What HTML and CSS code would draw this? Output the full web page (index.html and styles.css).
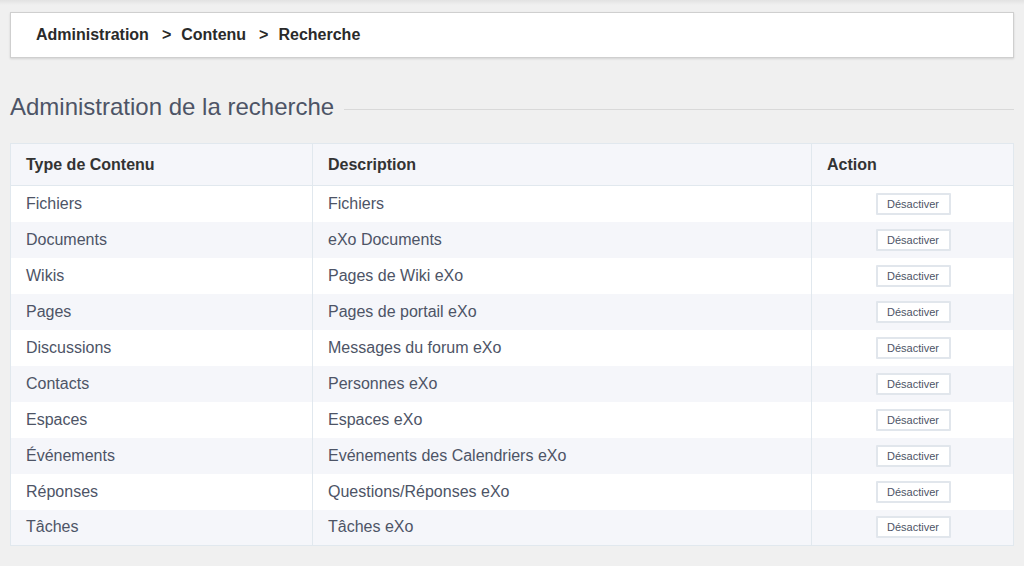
FILE: index.html
```html
<!DOCTYPE html>
<html lang="fr">
<head>
<meta charset="utf-8">
<title>Administration de la recherche</title>
<link rel="stylesheet" href="styles.css">
</head>
<body>
<div class="topshade"></div>
<div class="page">
  <div class="breadcrumb">
    <span class="crumb">Administration</span>
    <span class="sep">&gt;</span>
    <span class="crumb">Contenu</span>
    <span class="sep">&gt;</span>
    <span class="crumb">Recherche</span>
  </div>
  <div class="title-row">
    <h2 class="title">Administration de la recherche</h2>
    <div class="title-line"></div>
  </div>
  <table class="grid">
    <thead>
      <tr><th class="c1">Type de Contenu</th><th class="c2">Description</th><th class="c3">Action</th></tr>
    </thead>
    <tbody>
      <tr><td>Fichiers</td><td>Fichiers</td><td class="act"><button class="btn">Désactiver</button></td></tr>
      <tr><td>Documents</td><td>eXo Documents</td><td class="act"><button class="btn">Désactiver</button></td></tr>
      <tr><td>Wikis</td><td>Pages de Wiki eXo</td><td class="act"><button class="btn">Désactiver</button></td></tr>
      <tr><td>Pages</td><td>Pages de portail eXo</td><td class="act"><button class="btn">Désactiver</button></td></tr>
      <tr><td>Discussions</td><td>Messages du forum eXo</td><td class="act"><button class="btn">Désactiver</button></td></tr>
      <tr><td>Contacts</td><td>Personnes eXo</td><td class="act"><button class="btn">Désactiver</button></td></tr>
      <tr><td>Espaces</td><td>Espaces eXo</td><td class="act"><button class="btn">Désactiver</button></td></tr>
      <tr><td>Événements</td><td>Evénements des Calendriers eXo</td><td class="act"><button class="btn">Désactiver</button></td></tr>
      <tr><td>Réponses</td><td>Questions/Réponses eXo</td><td class="act"><button class="btn">Désactiver</button></td></tr>
      <tr><td>Tâches</td><td>Tâches eXo</td><td class="act"><button class="btn">Désactiver</button></td></tr>
    </tbody>
  </table>
</div>
</body>
</html>
```
FILE: styles.css
```css
html, body {
  margin: 0;
  padding: 0;
  background: #f0f0f0;
  font-family: "Liberation Sans", Arial, Helvetica, sans-serif;
  color: #4d5466;
}
.topshade {
  height: 5px;
  margin-bottom: -5px;
  background: linear-gradient(#e2e2e2, rgba(240,240,240,0));
}
.page {
  padding: 12px 10px 0 10px;
}
.breadcrumb {
  background: #fff;
  border: 1px solid #cfcfcf;
  box-shadow: 0 1px 2px rgba(0,0,0,0.12);
  height: 44px;
  box-sizing: content-box;
  display: flex;
  align-items: center;
  padding-left: 25px;
  font-size: 16px;
  font-weight: bold;
  color: #2a2a2a;
}
.sep {
  margin: 0 10px 0 13px;
}
.title-row {
  display: flex;
  align-items: center;
  margin-top: 34px;
  height: 30px;
}
.title {
  margin: 0;
  font-size: 24px;
  font-weight: normal;
  color: #4d5466;
  line-height: 30px;
  white-space: nowrap;
}
.title-line {
  flex: 1;
  height: 1px;
  background: #d9d9d9;
  margin-left: 10px;
  margin-top: 4px;
}
.grid {
  margin-top: 21px;
  width: 100%;
  border-collapse: collapse;
  border: 1px solid #e1e8ee;
  font-size: 16px;
}
.grid th {
  text-align: left;
  font-weight: bold;
  color: #333;
  background: #f5f6fa;
  height: 42px;
  padding: 0 15px;
  border: 1px solid #e1e8ee;
  box-sizing: border-box;
}
.grid .c1 { width: 302px; }
.grid .c2 { width: 499px; }
.grid td {
  height: 36px;
  padding: 0 15px;
  border-left: 1px solid #e1e8ee;
  border-right: 1px solid #e1e8ee;
  box-sizing: border-box;
  color: #4d5466;
}
.grid tbody tr:nth-child(even) td {
  background: #f5f6fa;
}
.grid tbody tr:nth-child(odd) td {
  background: #fff;
}
.grid td.act {
  text-align: center;
}
.btn {
  font-family: "Liberation Sans", Arial, sans-serif;
  font-size: 11px;
  color: #4d5466;
  background: #fff;
  border: 2px solid #e1e6ec;
  border-radius: 1px;
  height: 22px;
  width: 75px;
  padding: 0;
  margin-left: 1px;
  vertical-align: middle;
}
```
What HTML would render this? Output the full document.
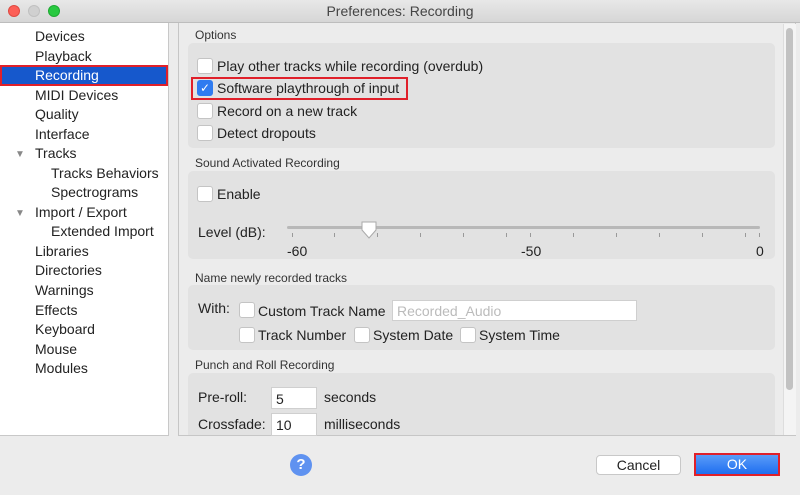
★ ★ ★
* OBJECTIVE:
Repeat the entries exactly and keep the pictures out of the copy.

* TASK RESPONSE:
What HTML and CSS code would draw this? Output the full web page (index.html and styles.css).
FILE: index.html
```html
<!DOCTYPE html>
<html lang="fr">
<head>
<meta charset="utf-8">
<title>Administration de la recherche</title>
<link rel="stylesheet" href="styles.css">
</head>
<body>
<div class="topshade"></div>
<div class="page">
  <div class="breadcrumb">
    <span class="crumb">Administration</span>
    <span class="sep">&gt;</span>
    <span class="crumb">Contenu</span>
    <span class="sep">&gt;</span>
    <span class="crumb">Recherche</span>
  </div>
  <div class="title-row">
    <h2 class="title">Administration de la recherche</h2>
    <div class="title-line"></div>
  </div>
  <table class="grid">
    <thead>
      <tr><th class="c1">Type de Contenu</th><th class="c2">Description</th><th class="c3">Action</th></tr>
    </thead>
    <tbody>
      <tr><td>Fichiers</td><td>Fichiers</td><td class="act"><button class="btn">Désactiver</button></td></tr>
      <tr><td>Documents</td><td>eXo Documents</td><td class="act"><button class="btn">Désactiver</button></td></tr>
      <tr><td>Wikis</td><td>Pages de Wiki eXo</td><td class="act"><button class="btn">Désactiver</button></td></tr>
      <tr><td>Pages</td><td>Pages de portail eXo</td><td class="act"><button class="btn">Désactiver</button></td></tr>
      <tr><td>Discussions</td><td>Messages du forum eXo</td><td class="act"><button class="btn">Désactiver</button></td></tr>
      <tr><td>Contacts</td><td>Personnes eXo</td><td class="act"><button class="btn">Désactiver</button></td></tr>
      <tr><td>Espaces</td><td>Espaces eXo</td><td class="act"><button class="btn">Désactiver</button></td></tr>
      <tr><td>Événements</td><td>Evénements des Calendriers eXo</td><td class="act"><button class="btn">Désactiver</button></td></tr>
      <tr><td>Réponses</td><td>Questions/Réponses eXo</td><td class="act"><button class="btn">Désactiver</button></td></tr>
      <tr><td>Tâches</td><td>Tâches eXo</td><td class="act"><button class="btn">Désactiver</button></td></tr>
    </tbody>
  </table>
</div>
</body>
</html>
```
FILE: styles.css
```css
html, body {
  margin: 0;
  padding: 0;
  background: #f0f0f0;
  font-family: "Liberation Sans", Arial, Helvetica, sans-serif;
  color: #4d5466;
}
.topshade {
  height: 5px;
  margin-bottom: -5px;
  background: linear-gradient(#e2e2e2, rgba(240,240,240,0));
}
.page {
  padding: 12px 10px 0 10px;
}
.breadcrumb {
  background: #fff;
  border: 1px solid #cfcfcf;
  box-shadow: 0 1px 2px rgba(0,0,0,0.12);
  height: 44px;
  box-sizing: content-box;
  display: flex;
  align-items: center;
  padding-left: 25px;
  font-size: 16px;
  font-weight: bold;
  color: #2a2a2a;
}
.sep {
  margin: 0 10px 0 13px;
}
.title-row {
  display: flex;
  align-items: center;
  margin-top: 34px;
  height: 30px;
}
.title {
  margin: 0;
  font-size: 24px;
  font-weight: normal;
  color: #4d5466;
  line-height: 30px;
  white-space: nowrap;
}
.title-line {
  flex: 1;
  height: 1px;
  background: #d9d9d9;
  margin-left: 10px;
  margin-top: 4px;
}
.grid {
  margin-top: 21px;
  width: 100%;
  border-collapse: collapse;
  border: 1px solid #e1e8ee;
  font-size: 16px;
}
.grid th {
  text-align: left;
  font-weight: bold;
  color: #333;
  background: #f5f6fa;
  height: 42px;
  padding: 0 15px;
  border: 1px solid #e1e8ee;
  box-sizing: border-box;
}
.grid .c1 { width: 302px; }
.grid .c2 { width: 499px; }
.grid td {
  height: 36px;
  padding: 0 15px;
  border-left: 1px solid #e1e8ee;
  border-right: 1px solid #e1e8ee;
  box-sizing: border-box;
  color: #4d5466;
}
.grid tbody tr:nth-child(even) td {
  background: #f5f6fa;
}
.grid tbody tr:nth-child(odd) td {
  background: #fff;
}
.grid td.act {
  text-align: center;
}
.btn {
  font-family: "Liberation Sans", Arial, sans-serif;
  font-size: 11px;
  color: #4d5466;
  background: #fff;
  border: 2px solid #e1e6ec;
  border-radius: 1px;
  height: 22px;
  width: 75px;
  padding: 0;
  margin-left: 1px;
  vertical-align: middle;
}
```
What HTML would render this? Output the full document.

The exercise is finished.